Encore une fois, la preuve est donnée que ce sont les régions de l’intérieur qui peuvent faire reculer le pouvoir central et réussir les révolutions. En 1984, lors de la révolution du pain, en 2008 avec la révolution du Bassin minier de Gafsa et Metlaoui et en 2010/2011 avec la révolution qui a fait chuter le régime de Ben Ali.

On se rappellera des dizaines, voire des centaines de milliers de personnes qui, des dizaines de jours et de nuits durant, manifestaient et organisaient des sit-in non-stop au Bardo, sans réussir à secouer, un tant soit peu, les Laârayedh, Ghannouchi et autres dirigeants d’Ennahdha et du CPR qui, au contraire, les qualifiaient de poignées de perturbateurs, de comploteurs et même de putschistes.
Cette fois-ci, les Tunisiens de l’intérieur du pays, sous la houlette des agriculteurs et des transporteurs ont pu ramener Laârayedh à rendre le tablier.
Dans son allocution, avec une mine pâle et un aveu d’impuissance face à des gens qui « ne comprenaient pas la justesse des mesures décidées dans cette fameuse Loi de finances », Ali Laârayedh rappelait, par moments, le fameux discours de Ben Ali qui essayait, un certain 13 janvier 2011, de reprendre les choses en mains. En vain !...
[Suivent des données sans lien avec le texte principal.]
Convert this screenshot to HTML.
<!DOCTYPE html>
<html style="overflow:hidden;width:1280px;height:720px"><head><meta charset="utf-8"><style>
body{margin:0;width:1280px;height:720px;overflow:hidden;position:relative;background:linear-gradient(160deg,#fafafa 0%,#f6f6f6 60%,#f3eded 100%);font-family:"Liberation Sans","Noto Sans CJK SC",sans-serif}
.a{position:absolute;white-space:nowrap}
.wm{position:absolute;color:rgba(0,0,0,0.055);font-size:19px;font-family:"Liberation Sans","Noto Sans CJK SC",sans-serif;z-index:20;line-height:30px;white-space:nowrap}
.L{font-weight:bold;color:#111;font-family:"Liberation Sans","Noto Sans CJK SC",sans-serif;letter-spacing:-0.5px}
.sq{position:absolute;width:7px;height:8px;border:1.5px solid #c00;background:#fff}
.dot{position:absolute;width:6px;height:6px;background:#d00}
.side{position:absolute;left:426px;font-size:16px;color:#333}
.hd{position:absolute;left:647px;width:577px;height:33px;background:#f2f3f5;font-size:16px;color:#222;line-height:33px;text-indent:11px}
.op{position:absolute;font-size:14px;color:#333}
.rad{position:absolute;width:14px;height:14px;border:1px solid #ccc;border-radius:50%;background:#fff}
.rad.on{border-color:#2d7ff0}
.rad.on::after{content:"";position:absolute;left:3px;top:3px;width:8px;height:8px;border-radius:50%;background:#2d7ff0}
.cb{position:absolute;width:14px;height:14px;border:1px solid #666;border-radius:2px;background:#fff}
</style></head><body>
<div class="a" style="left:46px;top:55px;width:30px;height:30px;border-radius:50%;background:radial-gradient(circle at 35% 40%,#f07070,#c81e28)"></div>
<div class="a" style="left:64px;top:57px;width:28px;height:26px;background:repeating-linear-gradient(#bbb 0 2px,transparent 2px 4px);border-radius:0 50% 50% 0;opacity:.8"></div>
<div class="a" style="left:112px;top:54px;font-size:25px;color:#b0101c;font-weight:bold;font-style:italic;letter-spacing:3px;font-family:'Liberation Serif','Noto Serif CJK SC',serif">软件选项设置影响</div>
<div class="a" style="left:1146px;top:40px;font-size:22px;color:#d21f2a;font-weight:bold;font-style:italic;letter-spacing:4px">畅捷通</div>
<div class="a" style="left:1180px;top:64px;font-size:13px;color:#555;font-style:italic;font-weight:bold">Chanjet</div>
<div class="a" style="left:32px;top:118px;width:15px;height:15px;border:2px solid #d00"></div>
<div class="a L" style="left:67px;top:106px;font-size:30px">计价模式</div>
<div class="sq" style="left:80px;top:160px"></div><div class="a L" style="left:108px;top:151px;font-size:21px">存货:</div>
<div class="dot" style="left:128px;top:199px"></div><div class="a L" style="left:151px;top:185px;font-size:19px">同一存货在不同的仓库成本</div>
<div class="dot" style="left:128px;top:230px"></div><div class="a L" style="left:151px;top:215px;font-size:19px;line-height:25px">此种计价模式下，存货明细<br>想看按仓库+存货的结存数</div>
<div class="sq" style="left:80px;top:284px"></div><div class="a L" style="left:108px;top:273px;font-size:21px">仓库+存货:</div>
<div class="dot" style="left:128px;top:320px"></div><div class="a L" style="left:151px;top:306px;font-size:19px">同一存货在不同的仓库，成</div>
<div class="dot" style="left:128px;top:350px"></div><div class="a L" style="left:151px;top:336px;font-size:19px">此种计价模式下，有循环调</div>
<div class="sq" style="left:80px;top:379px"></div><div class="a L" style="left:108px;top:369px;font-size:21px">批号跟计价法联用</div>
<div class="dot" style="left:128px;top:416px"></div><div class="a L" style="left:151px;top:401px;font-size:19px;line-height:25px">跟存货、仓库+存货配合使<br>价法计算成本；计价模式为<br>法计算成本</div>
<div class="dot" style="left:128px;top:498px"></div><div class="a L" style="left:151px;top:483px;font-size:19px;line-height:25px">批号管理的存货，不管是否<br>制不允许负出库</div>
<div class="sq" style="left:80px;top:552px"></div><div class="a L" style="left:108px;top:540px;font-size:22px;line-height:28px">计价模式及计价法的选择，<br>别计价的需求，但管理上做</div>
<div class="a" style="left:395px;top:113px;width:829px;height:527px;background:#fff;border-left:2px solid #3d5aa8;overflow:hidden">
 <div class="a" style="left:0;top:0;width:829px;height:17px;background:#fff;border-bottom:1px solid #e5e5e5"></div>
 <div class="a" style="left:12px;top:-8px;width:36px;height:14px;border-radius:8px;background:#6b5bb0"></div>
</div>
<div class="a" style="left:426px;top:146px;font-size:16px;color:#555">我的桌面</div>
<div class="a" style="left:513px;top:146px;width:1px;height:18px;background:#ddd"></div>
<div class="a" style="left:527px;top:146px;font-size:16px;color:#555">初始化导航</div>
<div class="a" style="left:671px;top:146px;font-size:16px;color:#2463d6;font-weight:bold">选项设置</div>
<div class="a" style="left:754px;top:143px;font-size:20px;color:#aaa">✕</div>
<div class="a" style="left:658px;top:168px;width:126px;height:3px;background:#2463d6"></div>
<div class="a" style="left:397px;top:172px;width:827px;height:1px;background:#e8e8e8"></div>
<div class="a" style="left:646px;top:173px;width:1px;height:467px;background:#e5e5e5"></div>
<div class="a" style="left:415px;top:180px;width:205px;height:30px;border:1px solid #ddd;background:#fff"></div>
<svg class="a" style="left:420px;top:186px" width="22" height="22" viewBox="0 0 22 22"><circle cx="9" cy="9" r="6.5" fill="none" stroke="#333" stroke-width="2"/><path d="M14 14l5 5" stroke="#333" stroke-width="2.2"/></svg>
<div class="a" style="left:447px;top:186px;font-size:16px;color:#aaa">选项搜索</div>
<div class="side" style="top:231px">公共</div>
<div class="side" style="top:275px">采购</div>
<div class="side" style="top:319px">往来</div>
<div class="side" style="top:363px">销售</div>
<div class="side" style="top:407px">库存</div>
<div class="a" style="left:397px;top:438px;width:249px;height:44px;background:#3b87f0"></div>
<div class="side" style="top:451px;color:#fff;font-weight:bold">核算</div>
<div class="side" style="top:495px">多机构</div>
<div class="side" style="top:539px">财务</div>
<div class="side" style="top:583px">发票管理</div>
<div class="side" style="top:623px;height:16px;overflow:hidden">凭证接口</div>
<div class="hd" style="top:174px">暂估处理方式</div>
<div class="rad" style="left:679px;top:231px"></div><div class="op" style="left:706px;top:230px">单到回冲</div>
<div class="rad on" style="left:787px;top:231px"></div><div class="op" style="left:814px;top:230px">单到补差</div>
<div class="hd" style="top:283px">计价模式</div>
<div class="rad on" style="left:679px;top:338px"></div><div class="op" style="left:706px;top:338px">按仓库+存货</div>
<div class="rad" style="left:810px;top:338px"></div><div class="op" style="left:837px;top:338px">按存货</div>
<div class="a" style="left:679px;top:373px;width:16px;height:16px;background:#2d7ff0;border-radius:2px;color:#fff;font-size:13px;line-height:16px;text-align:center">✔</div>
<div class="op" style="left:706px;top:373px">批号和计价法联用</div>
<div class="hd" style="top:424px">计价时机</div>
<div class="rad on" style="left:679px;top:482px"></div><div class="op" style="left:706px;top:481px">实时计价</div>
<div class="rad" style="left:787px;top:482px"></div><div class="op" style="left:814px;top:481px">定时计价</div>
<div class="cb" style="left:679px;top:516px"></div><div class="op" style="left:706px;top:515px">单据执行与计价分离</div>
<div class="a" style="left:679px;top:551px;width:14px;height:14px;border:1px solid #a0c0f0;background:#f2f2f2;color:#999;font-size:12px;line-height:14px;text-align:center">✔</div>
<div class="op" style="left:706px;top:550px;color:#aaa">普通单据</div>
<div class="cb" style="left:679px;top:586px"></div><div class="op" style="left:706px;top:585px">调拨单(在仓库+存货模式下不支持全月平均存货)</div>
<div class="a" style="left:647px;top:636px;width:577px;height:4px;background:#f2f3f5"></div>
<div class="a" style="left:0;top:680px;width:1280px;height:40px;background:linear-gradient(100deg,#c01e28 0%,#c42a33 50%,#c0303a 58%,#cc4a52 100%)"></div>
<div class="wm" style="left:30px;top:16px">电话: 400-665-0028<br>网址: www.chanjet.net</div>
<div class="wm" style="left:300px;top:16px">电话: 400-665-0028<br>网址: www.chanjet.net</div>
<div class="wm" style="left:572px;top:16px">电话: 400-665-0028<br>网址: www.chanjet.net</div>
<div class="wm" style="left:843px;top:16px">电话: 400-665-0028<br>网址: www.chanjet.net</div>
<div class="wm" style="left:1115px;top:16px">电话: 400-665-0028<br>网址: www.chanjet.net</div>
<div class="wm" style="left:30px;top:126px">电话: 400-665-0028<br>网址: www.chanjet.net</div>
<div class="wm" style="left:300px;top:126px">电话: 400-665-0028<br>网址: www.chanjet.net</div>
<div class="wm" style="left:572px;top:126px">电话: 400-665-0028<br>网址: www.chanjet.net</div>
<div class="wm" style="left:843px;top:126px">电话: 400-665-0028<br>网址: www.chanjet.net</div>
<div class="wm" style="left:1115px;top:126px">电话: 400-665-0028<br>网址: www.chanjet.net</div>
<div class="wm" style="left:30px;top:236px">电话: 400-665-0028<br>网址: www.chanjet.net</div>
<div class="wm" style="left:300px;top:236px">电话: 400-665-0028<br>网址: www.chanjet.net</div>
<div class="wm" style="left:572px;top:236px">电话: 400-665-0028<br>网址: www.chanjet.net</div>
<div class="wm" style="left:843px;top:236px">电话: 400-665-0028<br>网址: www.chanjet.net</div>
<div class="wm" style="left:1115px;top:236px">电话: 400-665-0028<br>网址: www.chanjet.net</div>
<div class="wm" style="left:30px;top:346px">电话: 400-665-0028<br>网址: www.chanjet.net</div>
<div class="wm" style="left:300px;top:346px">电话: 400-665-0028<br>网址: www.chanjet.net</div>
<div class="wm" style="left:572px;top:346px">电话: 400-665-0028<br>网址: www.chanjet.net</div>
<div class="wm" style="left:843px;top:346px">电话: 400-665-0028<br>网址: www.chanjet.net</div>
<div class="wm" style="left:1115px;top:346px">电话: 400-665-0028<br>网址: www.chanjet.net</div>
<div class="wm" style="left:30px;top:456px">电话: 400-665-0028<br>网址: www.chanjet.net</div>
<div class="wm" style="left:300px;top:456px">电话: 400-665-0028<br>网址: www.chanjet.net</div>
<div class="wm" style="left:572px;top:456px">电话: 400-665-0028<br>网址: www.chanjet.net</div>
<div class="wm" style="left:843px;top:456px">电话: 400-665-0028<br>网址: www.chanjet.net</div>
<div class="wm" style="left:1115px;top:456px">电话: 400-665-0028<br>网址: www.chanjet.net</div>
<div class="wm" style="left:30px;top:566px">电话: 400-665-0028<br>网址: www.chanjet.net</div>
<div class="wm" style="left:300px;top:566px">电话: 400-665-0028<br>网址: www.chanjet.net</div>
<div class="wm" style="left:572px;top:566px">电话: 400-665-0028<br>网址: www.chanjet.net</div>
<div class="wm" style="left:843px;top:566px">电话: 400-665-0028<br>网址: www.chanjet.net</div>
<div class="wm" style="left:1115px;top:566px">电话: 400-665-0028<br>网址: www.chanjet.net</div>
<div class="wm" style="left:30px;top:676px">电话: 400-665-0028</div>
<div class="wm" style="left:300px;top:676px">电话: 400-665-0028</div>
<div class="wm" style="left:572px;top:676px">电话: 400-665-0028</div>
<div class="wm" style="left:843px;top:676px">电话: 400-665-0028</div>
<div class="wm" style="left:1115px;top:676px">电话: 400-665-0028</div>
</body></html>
En vain, aussi pour Laârayedh, Ennahdha et la Troïka qui n’ont trouvé aucune partie, hormis leurs fanas et inconditionnels, bien entendu, pour les soutenir. Il faut dire qu’ils ont réussi le tour de force de se mettre toutes les catégories sociales et professionnelles à dos !
Les magistrats, représentés par leurs deux organisations de l’AMT et du SMT, les médecins, représentés par le Conseil de l’Ordre et les différents syndicats, les sécuritaires à travers leurs différents organismes syndicaux, les chômeurs, les transporteurs, les agriculteurs, les créateurs, les journalistes, les hommes d’affaires, les sportifs et les douaniers… Toutes ces corporations ont des choses à reprocher au gouvernement sortant.
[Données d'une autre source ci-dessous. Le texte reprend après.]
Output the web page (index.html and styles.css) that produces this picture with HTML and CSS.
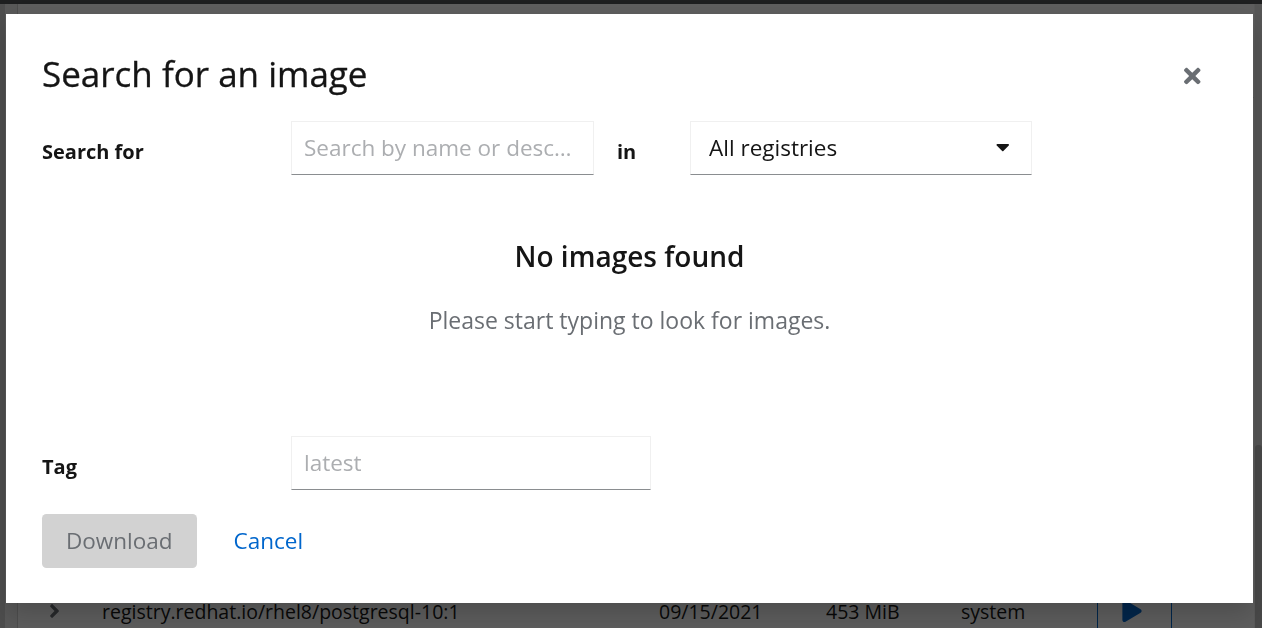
FILE: index.html
```html
<!DOCTYPE html>
<html lang="en">
<head>
<meta charset="utf-8">
<title>Search for an image</title>
<link rel="stylesheet" href="styles.css">
</head>
<body>
<div class="page">
  <div class="topbar"></div>
  <div class="main">
    <div class="nav"></div>
    <div class="gutter"></div>
    <div class="card">
      <div class="toolbar"></div>
      <div class="spacer"></div>
      <div class="table-row">
        <span class="toggle">
          <svg class="chevron" viewBox="0 0 256 512" width="11" height="22" aria-hidden="true"><path d="M224.3 273l-136 136c-9.4 9.4-24.6 9.4-33.9 0l-22.6-22.6c-9.4-9.4-9.4-24.6 0-33.9l96.4-96.4-96.4-96.4c-9.4-9.4-9.4-24.6 0-33.9L54.3 103c9.4-9.4 24.6-9.4 33.9 0l136 136c9.5 9.4 9.5 24.6.1 34z"/></svg>
        </span>
        <span class="cell">registry.redhat.io/rhel8/postgresql-10:1</span>
        <span class="cell">09/15/2021</span>
        <span class="cell">453 MiB</span>
        <span class="cell">system</span>
        <span class="cell action">
          <svg class="play" viewBox="0 0 448 512" width="20" height="22" aria-hidden="true"><path d="M424.4 214.7L72.4 6.6C43.8-10.3 0 6.1 0 47.9V464c0 37.5 40.7 60.1 72.4 41.3l352-208c31.4-18.5 31.5-64.1 0-82.6z"/></svg>
        </span>
        <span class="cell action"></span>
      </div>
    </div>
    <div class="scrollbar"><div class="thumb"></div></div>
  </div>
</div>

<div class="backdrop">
  <div class="modal" role="dialog" aria-labelledby="modal-title">
    <header class="modal-header">
      <h1 class="modal-title" id="modal-title">Search for an image</h1>
      <button class="close-btn" type="button" aria-label="Close">
        <svg viewBox="0 0 352 512" width="16.5" height="24" aria-hidden="true"><path d="M242.72 256l100.07-100.07c12.28-12.28 12.28-32.19 0-44.48l-22.24-22.24c-12.28-12.28-32.19-12.28-44.48 0L176 189.28 75.93 89.21c-12.28-12.28-32.19-12.28-44.48 0L9.21 111.45c-12.28 12.28-12.28 32.19 0 44.48L109.28 256 9.21 356.07c-12.28 12.28-12.28 32.19 0 44.48l22.24 22.24c12.28 12.28 32.2 12.28 44.48 0L176 322.72l100.07 100.07c12.28 12.28 32.2 12.28 44.48 0l22.24-22.24c12.28-12.28 12.28-32.19 0-44.48L242.72 256z"/></svg>
      </button>
    </header>

    <div class="modal-body">
      <div class="form-row">
        <label class="form-label" for="search-input">Search for</label>
        <div class="search-controls">
          <input class="text-input search-input" id="search-input" type="text" placeholder="Search by name or description">
          <span class="form-label in-label">in</span>
          <div class="select">
            <span class="select-text">All registries</span>
            <svg class="caret" viewBox="0 0 320 512" width="13.5" height="21.6" aria-hidden="true"><path d="M31.3 192h257.3c17.8 0 26.7 21.5 14.1 34.1L174.1 354.8c-7.8 7.8-20.5 7.8-28.3 0L17.2 226.1C4.6 213.5 13.5 192 31.3 192z"/></svg>
          </div>
        </div>
      </div>

      <div class="empty-state">
        <h2 class="empty-title">No images found</h2>
        <p class="empty-body">Please start typing to look for images.</p>
      </div>

      <div class="form-row">
        <label class="form-label" for="tag-input">Tag</label>
        <div class="tag-controls">
          <input class="text-input tag-input" id="tag-input" type="text" placeholder="latest">
        </div>
      </div>
    </div>

    <footer class="modal-footer">
      <button class="btn btn-primary" type="button" disabled>Download</button>
      <button class="btn btn-link" type="button">Cancel</button>
    </footer>
  </div>
</div>
</body>
</html>
```

FILE: styles.css
```css
* {
  box-sizing: border-box;
}

html,
body {
  margin: 0;
  padding: 0;
  height: 100%;
}

body {
  font-family: "Open Sans", "Liberation Sans", sans-serif;
  color: #151515;
  background: #ffffff;
  overflow: hidden;
}

/* ---------- page behind the modal ---------- */
.page {
  height: 635px;
  display: flex;
  flex-direction: column;
}

.topbar {
  height: 4px;
  background: #4f5255;
}

.main {
  flex: 1;
  display: flex;
}

.nav {
  width: 5px;
  background: #d2d2d2;
}

.gutter {
  width: 12px;
  background: #f0f0f0;
}

.card {
  flex: 1;
  display: flex;
  flex-direction: column;
  background: #ffffff;
  border-left: 1px solid #d2d2d2;
}

.toolbar {
  height: 94px;
  border-bottom: 1px solid #e4e4e4;
}

.spacer {
  flex: 1;
}

.table-row {
  height: 48px;
  display: grid;
  grid-template-columns: 84px 557px 167px 135px 136px 74px 1fr;
  align-items: center;
  font-size: 19.5px;
  color: #151515;
}

.toggle {
  padding-left: 31px;
  display: flex;
  align-items: center;
}

.chevron {
  fill: #6a6e73;
  display: block;
}

.cell {
  white-space: nowrap;
}

.action {
  height: 100%;
  border-left: 1px solid #0066cc;
  display: flex;
  align-items: center;
  padding-left: 24px;
}

.play {
  fill: #0066cc;
}

.scrollbar {
  width: 8px;
  background: #e8e8e8;
  border-left: 1px solid #f4f4f4;
  display: flex;
  flex-direction: column;
  justify-content: flex-end;
}

.thumb {
  height: 190px;
  background: #c4c4c4;
  border-radius: 3px 3px 0 0;
}

/* ---------- backdrop and modal ---------- */
.backdrop {
  position: fixed;
  inset: 0;
  background: rgba(3, 3, 3, 0.64);
  padding: 14px 0 0 6px;
}

.modal {
  width: 1247px;
  background: #ffffff;
  padding: 37px 36px 35px 36px;
  box-shadow: 0 12px 24px rgba(3, 3, 3, 0.18);
}

.modal-header {
  display: flex;
  align-items: center;
  justify-content: space-between;
}

.modal-title {
  margin: 0;
  font-size: 35px;
  line-height: 45.5px;
  font-weight: 400;
  color: #151515;
  -webkit-text-stroke: 0.3px #151515;
}

.close-btn {
  width: 49px;
  height: 40px;
  margin-top: 4px;
  padding: 0;
  border: 0;
  background: transparent;
  display: flex;
  align-items: center;
  justify-content: center;
  cursor: pointer;
}

.close-btn svg {
  fill: #6a6e73;
  display: block;
}

.modal-body {
  padding-top: 24.5px;
}

.form-row {
  display: grid;
  grid-template-columns: 249px 1fr;
  align-items: start;
}

.form-label {
  padding-top: 16px;
  font-size: 20px;
  line-height: 30px;
  font-weight: 700;
  color: #151515;
}

.search-controls {
  display: flex;
  align-items: flex-start;
}

.text-input {
  height: 54px;
  font-family: inherit;
  font-size: 22.5px;
  color: #151515;
  background: #ffffff;
  border: 1px solid #f0f0f0;
  border-bottom-color: #8a8d90;
  border-radius: 0;
  padding: 0 20px 2px 12px;
  outline: none;
  text-overflow: ellipsis;
}

.text-input::placeholder {
  color: #acaeb1;
  opacity: 1;
}

.search-input {
  width: 303px;
}

.in-label {
  width: 96px;
  padding-left: 23px;
}

.select {
  width: 342px;
  height: 54px;
  display: flex;
  align-items: center;
  justify-content: space-between;
  padding: 0 22px 2px 18px;
  border: 1px solid #f0f0f0;
  border-bottom-color: #8a8d90;
  font-size: 22.5px;
  color: #151515;
}

.caret {
  fill: #151515;
  display: block;
}

.empty-state {
  height: 261px;
  padding-top: 63px;
  text-align: center;
}

.empty-title {
  margin: 0;
  font-size: 28px;
  line-height: 36px;
  font-weight: 600;
  color: #151515;
}

.empty-body {
  margin: 30px 0 0;
  font-size: 23px;
  line-height: 33.75px;
  color: #6a6e73;
}

.tag-input {
  width: 360px;
}

.modal-footer {
  margin-top: 24px;
  display: flex;
  align-items: center;
  gap: 13px;
}

.btn {
  height: 54px;
  padding: 0 24px 1px;
  border: 0;
  border-radius: 4.5px;
  font-family: inherit;
  font-size: 22.5px;
  line-height: 33.75px;
  background: transparent;
}

.btn-primary {
  background: #d2d2d2;
  color: #6a6e73;
}

.btn-link {
  color: #0066cc;
  cursor: pointer;
}
```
Pourtant, on se rappelle que Rafik Abdessalem, ancien ministre des Affaires étrangères, se targuait que le cabinet de la Troïka est le gouvernement le plus fort de toute l’histoire de la Tunisie ! Et dire que le même Abdessalem est officiellement mis en examen dans une affaire de corruption et de détournement de fonds publics !
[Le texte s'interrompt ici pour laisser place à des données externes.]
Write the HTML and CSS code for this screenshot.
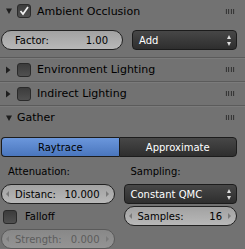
FILE: index.html
```html
<!DOCTYPE html>
<html lang="en">
<head>
    <meta charset="UTF-8">
    <title>Ambient Occlusion</title>
    <link rel="stylesheet" href="styles.css">
</head>
<body>
    <div class="panel">
        <!-- Ambient Occlusion -->
        <div class="header first">
            <svg class="tri" width="8" height="8" viewBox="0 0 8 8"><polygon points="1,1.5 7,1.5 4,7" /></svg>
            <span class="check on">
                <svg width="12" height="12" viewBox="0 0 12 12"><polyline points="2.5,6 5,9 10,2" /></svg>
            </span>
            <span class="title">Ambient Occlusion</span>
            <span class="grip"></span>
        </div>
        <div class="content ao">
            <div class="row">
                <div class="num plain"><span>Factor:</span><span>1.00</span></div>
                <div class="menu"><span>Add</span><span class="updown"></span></div>
            </div>
        </div>

        <!-- Environment Lighting -->
        <div class="header">
            <svg class="tri" width="8" height="8" viewBox="0 0 8 8"><polygon points="1,0.5 5.5,4 1,7.5" /></svg>
            <span class="check"></span>
            <span class="title">Environment Lighting</span>
            <span class="grip"></span>
        </div>

        <!-- Indirect Lighting -->
        <div class="header">
            <svg class="tri" width="8" height="8" viewBox="0 0 8 8"><polygon points="1,0.5 5.5,4 1,7.5" /></svg>
            <span class="check"></span>
            <span class="title">Indirect Lighting</span>
            <span class="grip"></span>
        </div>

        <!-- Gather -->
        <div class="header">
            <svg class="tri" width="8" height="8" viewBox="0 0 8 8"><polygon points="1,1.5 7,1.5 4,7" /></svg>
            <span class="title">Gather</span>
            <span class="grip"></span>
        </div>
        <div class="content gather">
            <div class="tabs">
                <div class="tab active">Raytrace</div>
                <div class="tab">Approximate</div>
            </div>
            <div class="cols">
                <div class="col">
                    <div class="label">Attenuation:</div>
                    <div class="num"><span>Distanc:</span><span>10.000</span></div>
                    <div class="toggle"><span class="check"></span><span>Falloff</span></div>
                    <div class="num disabled"><span>Strength:</span><span>0.000</span></div>
                </div>
                <div class="col">
                    <div class="label">Sampling:</div>
                    <div class="menu"><span>Constant QMC</span><span class="updown"></span></div>
                    <div class="num"><span>Samples:</span><span>16</span></div>
                </div>
            </div>
        </div>
    </div>
</body>
</html>
```

FILE: styles.css
```css
body {
    margin: 0;
    background-color: #727272;
    font-family: "DejaVu Sans", sans-serif;
    font-size: 10px;
    color: #000;
}

.panel {
    width: 245px;
}

/* panel headers */
.header {
    display: flex;
    align-items: center;
    height: 23px;
    border-top: 1px solid #5b5b5b;
    box-shadow: inset 0 1px 0 #7b7b7b;
    padding-left: 5px;
    font-size: 11px;
}

.header.first {
    border-top: none;
    box-shadow: none;
    height: 22px;
}

.tri {
    fill: #1e1e1e;
    margin-right: 4px;
}

.title {
    flex: 1;
}

.check + .title {
    margin-left: 6px;
}

.grip {
    width: 10px;
    height: 5px;
    margin-right: 10px;
    background-image: radial-gradient(circle, #1e1e1e 0.6px, transparent 0.8px);
    background-size: 2.5px 1.67px;
}

/* checkbox */
.check {
    display: inline-flex;
    align-items: center;
    justify-content: center;
    width: 12px;
    height: 12px;
    border: 1px solid #2a2a2a;
    border-radius: 3px;
    background: linear-gradient(#3c3c3c, #505050);
}

.check svg {
    fill: none;
    stroke: #f2f2f2;
    stroke-width: 1.7;
}

/* content areas */
.content {
    padding: 0 8px 0 1px;
}

.content.ao {
    padding-top: 8px;
    padding-bottom: 7px;
}

.row {
    display: flex;
    gap: 9px;
}

.row > * {
    flex: 1;
}

/* number fields */
.num {
    display: flex;
    justify-content: space-between;
    align-items: center;
    height: 18px;
    border: 1px solid #222;
    border-radius: 10px;
    background: linear-gradient(#a2a2a2, #b8b8b8);
    padding: 0 14px 0 13px;
    position: relative;
}

.num:not(.plain)::before,
.num:not(.plain)::after {
    content: "";
    position: absolute;
    top: 6px;
    border-top: 3px solid transparent;
    border-bottom: 3px solid transparent;
}

.num:not(.plain)::before {
    left: 4px;
    border-right: 3px solid #7a7a7a;
}

.num:not(.plain)::after {
    right: 5px;
    border-left: 3px solid #7a7a7a;
}

.num.disabled {
    color: #5c5c5c;
    border-color: #5a5a5a;
    background: linear-gradient(#888, #949494);
}

.num.disabled::before {
    border-right-color: #7a7a7a;
}

.num.disabled::after {
    border-left-color: #7a7a7a;
}

/* menus */
.menu {
    display: flex;
    justify-content: space-between;
    align-items: center;
    height: 18px;
    border: 1px solid #1c1c1c;
    border-radius: 4px;
    background: linear-gradient(#474747, #2e2e2e);
    color: #fff;
    padding: 0 4px 0 6px;
}

.updown {
    width: 5px;
    height: 11px;
    position: relative;
}

.updown::before,
.updown::after {
    content: "";
    position: absolute;
    left: 0;
    border-left: 2.5px solid transparent;
    border-right: 2.5px solid transparent;
}

.updown::before {
    top: 0;
    border-bottom: 4px solid #dedede;
}

.updown::after {
    bottom: 0;
    border-top: 4px solid #dedede;
}

/* gather */
.content.gather {
    padding-top: 8px;
}

.tabs {
    display: flex;
    height: 20px;
}

.tab {
    flex: 1;
    display: flex;
    align-items: center;
    justify-content: center;
    border: 1px solid #1c1c1c;
    background: linear-gradient(#474747, #2e2e2e);
    color: #fff;
    border-radius: 0 4px 4px 0;
}

.tab.active {
    background: linear-gradient(#6b97dc, #4a76bd);
    color: #000;
    border-radius: 4px 0 0 4px;
    border-right: none;
}

.cols {
    display: flex;
    gap: 9px;
}

.col {
    flex: 1;
    display: flex;
    flex-direction: column;
    gap: 2px;
}

.label {
    margin: 9px 0 4px 7px;
    height: 12px;
}

.toggle {
    display: flex;
    align-items: center;
    gap: 8px;
    height: 21px;
    padding-left: 2px;
}
```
On se rappellera les diatribes prononcées par les Abdelkrim Harouni, Tarak Kahlaoui, Sihem Badi, Sahbi Attig, Nejib M’rad, Walid Bennani, Yamina Zoghlami, Slim Ben Hemidène, Imed Daïmi, Houcine Jaziri, et la liste est bien longue.
On se rappellera les dizaines de mois passés par certains accusés sans procès, ni jugement et encore moins sans chef d’accusation étayé par des preuves ou des dossiers. Certains ont pu être libérés sans la moindre excuse alors que d’autres croupissent encore en prison.
On se rappellera que des jeunes croupissent encore en prison pour des délits d’opinion ou pour de simples graffitis, alors que le président de la République, élu avec 17 mille voix seulement, ose dire, pour un de ces détenus, « qu’il est en prison pour son bien » !

Il est bon de rappeler, pour résumer, qu’Ennahdha paie les frais de son usurpation du pouvoir dans le sens où le scrutin du 23 octobre 2011 portait, au départ, sur l’élection d’une ANC pour UNE année seulement afin d’écrire la Constitution, élaborer le code électoral et mettre sur pied les trois principales instances, en l’occurrence celles des élections, de l’ordre judiciaire et des médias. Point à la ligne.
Mais avec la petite Constitution et l’illimitation de la période transitoire, ce fut le putsch qui a amené Ennahdha et ses deux alliés au pouvoir, donnant lieu à un gouvernement formé, dans sa majorité, par d’incompétents.
Et plus de deux ans après, la Tunisie doit s’en sortir d’une situation dramatique avec plein de champ de mines, dont notamment les milliers de nominations partisanes, que le prochain gouvernement est appelé à désamorcer afin que le processus démocratique transitoire soit mené à bon port avec le minimum de casse.